Apple has completed payment of 14.3 billion euros ($16.7 billion) in back taxes to the Irish government, Dublin said Tuesday, following a European Commission ruling that the tech giant had benefitted from illegal tax breaks in the country.

The money has been paid into an escrow account, a type of third-party account used in transactions.

The payments were issued over the second and third quarters of 2018, creating "one of the largest funds of its kind to be established," finance minister Paschal Donohoe said in a statement.

But Dublin continues to deny that Apple -- which has established its European headquarters in Ireland -- benefitted from preferential treatment from revenue services, as the Commission ruled in 2016.

In his statement Donohoe referred to the recovered funds as "alleged state aid" and said the ruling continues to be formally challenged.

But he said Ireland had made the recovery as a result of its obligations as an EU member state.

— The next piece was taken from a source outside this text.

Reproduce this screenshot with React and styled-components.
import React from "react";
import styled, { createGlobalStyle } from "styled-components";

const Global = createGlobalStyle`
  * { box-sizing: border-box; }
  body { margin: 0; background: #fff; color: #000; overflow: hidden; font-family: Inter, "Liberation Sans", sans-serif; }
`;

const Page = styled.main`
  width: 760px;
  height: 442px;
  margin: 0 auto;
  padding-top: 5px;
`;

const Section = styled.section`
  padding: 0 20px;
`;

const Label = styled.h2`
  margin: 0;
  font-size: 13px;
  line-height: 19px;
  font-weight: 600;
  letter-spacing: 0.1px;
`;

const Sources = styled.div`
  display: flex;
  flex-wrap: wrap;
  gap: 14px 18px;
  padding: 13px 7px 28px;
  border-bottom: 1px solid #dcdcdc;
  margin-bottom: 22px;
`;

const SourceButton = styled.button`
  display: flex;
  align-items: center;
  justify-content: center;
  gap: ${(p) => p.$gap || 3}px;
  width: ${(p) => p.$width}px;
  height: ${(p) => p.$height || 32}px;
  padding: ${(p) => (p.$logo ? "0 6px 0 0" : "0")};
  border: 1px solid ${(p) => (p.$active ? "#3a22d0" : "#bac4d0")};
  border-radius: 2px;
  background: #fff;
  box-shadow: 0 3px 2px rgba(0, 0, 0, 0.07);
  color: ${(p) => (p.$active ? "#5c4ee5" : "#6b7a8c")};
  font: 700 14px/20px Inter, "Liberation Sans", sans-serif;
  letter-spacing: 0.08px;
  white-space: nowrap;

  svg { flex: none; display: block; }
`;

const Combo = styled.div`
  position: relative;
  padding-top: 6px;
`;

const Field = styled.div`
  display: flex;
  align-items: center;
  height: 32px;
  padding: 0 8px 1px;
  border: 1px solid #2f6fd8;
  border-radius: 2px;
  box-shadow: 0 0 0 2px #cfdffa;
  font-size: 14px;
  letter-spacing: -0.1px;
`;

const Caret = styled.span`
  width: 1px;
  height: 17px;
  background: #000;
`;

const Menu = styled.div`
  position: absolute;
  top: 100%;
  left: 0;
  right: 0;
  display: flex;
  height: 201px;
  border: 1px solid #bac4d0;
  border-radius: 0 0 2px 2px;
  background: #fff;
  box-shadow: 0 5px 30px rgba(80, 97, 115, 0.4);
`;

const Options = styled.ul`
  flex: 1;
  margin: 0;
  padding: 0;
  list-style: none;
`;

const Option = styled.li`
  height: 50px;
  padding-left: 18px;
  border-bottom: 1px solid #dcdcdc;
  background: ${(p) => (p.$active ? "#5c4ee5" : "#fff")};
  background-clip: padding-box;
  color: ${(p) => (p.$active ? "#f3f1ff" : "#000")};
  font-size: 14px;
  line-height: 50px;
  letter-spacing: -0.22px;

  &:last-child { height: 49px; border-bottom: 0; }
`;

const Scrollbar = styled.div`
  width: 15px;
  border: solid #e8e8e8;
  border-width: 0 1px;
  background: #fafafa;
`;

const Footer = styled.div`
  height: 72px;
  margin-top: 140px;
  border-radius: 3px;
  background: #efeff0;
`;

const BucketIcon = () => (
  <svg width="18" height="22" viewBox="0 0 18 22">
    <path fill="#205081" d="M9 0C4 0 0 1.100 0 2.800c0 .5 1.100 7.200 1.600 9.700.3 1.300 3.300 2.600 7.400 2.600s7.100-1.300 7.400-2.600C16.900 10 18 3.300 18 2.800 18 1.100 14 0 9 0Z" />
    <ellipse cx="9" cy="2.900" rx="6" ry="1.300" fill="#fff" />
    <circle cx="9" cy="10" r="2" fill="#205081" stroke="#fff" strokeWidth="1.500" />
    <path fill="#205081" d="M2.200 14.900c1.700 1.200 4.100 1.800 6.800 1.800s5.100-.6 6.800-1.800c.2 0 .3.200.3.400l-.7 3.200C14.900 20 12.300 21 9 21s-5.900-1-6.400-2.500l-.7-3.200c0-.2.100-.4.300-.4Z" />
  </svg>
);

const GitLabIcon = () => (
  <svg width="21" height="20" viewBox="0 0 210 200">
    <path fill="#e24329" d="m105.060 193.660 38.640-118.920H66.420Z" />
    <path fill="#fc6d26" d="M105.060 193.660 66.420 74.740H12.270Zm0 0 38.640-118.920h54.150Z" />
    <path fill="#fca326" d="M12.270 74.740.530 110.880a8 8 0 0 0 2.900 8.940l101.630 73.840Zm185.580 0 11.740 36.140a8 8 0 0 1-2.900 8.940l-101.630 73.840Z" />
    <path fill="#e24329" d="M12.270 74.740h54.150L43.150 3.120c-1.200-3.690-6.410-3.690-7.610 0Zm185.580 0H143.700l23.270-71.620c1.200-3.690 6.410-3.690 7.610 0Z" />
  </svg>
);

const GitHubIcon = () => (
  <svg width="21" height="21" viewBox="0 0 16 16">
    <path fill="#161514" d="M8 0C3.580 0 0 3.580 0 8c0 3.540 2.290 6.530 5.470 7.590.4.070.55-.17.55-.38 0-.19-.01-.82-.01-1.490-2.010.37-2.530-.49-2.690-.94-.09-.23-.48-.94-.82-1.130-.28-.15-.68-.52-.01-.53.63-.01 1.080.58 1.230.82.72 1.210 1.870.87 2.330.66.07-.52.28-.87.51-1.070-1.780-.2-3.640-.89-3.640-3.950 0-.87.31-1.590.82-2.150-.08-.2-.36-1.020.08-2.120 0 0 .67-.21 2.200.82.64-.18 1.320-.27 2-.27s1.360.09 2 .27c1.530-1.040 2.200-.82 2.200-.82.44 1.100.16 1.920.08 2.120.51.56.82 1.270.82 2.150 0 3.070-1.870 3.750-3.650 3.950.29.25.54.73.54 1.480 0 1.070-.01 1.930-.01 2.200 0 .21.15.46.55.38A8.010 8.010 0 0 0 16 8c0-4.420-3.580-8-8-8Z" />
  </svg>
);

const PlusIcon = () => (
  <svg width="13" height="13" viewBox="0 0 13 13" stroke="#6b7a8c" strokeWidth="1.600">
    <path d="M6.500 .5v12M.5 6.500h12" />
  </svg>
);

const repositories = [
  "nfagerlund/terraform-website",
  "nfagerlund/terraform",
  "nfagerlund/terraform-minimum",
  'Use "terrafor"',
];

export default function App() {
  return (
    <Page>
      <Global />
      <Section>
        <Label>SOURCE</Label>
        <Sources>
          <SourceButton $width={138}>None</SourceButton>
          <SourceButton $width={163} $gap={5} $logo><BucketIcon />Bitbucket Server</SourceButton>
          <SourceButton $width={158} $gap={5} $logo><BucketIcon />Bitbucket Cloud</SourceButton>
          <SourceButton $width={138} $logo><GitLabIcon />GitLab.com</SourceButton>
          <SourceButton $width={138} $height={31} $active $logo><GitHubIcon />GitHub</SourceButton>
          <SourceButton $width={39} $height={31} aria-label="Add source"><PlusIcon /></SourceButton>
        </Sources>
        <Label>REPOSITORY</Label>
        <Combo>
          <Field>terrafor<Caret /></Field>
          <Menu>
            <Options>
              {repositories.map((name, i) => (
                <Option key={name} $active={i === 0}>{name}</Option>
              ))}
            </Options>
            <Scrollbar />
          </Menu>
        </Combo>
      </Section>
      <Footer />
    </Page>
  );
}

"The government fundamentally disagrees with the Commission's analysis in the Apple State Aid decision and is seeking an annulment of that decision in the European Courts," he said.

Donohoe said the funds would remain in escrow pending the outcome of the appeal presently before the European courts.

The European Commission said Apple paid an effective corporate tax rate of just 0.005 per cent on its European profits in 2014 -- an equivalent to 50 euros for every million.

But the Irish government said Apple paid the full amount owed to the state from 2004 to 2014 and denies it gave it "selective treatment".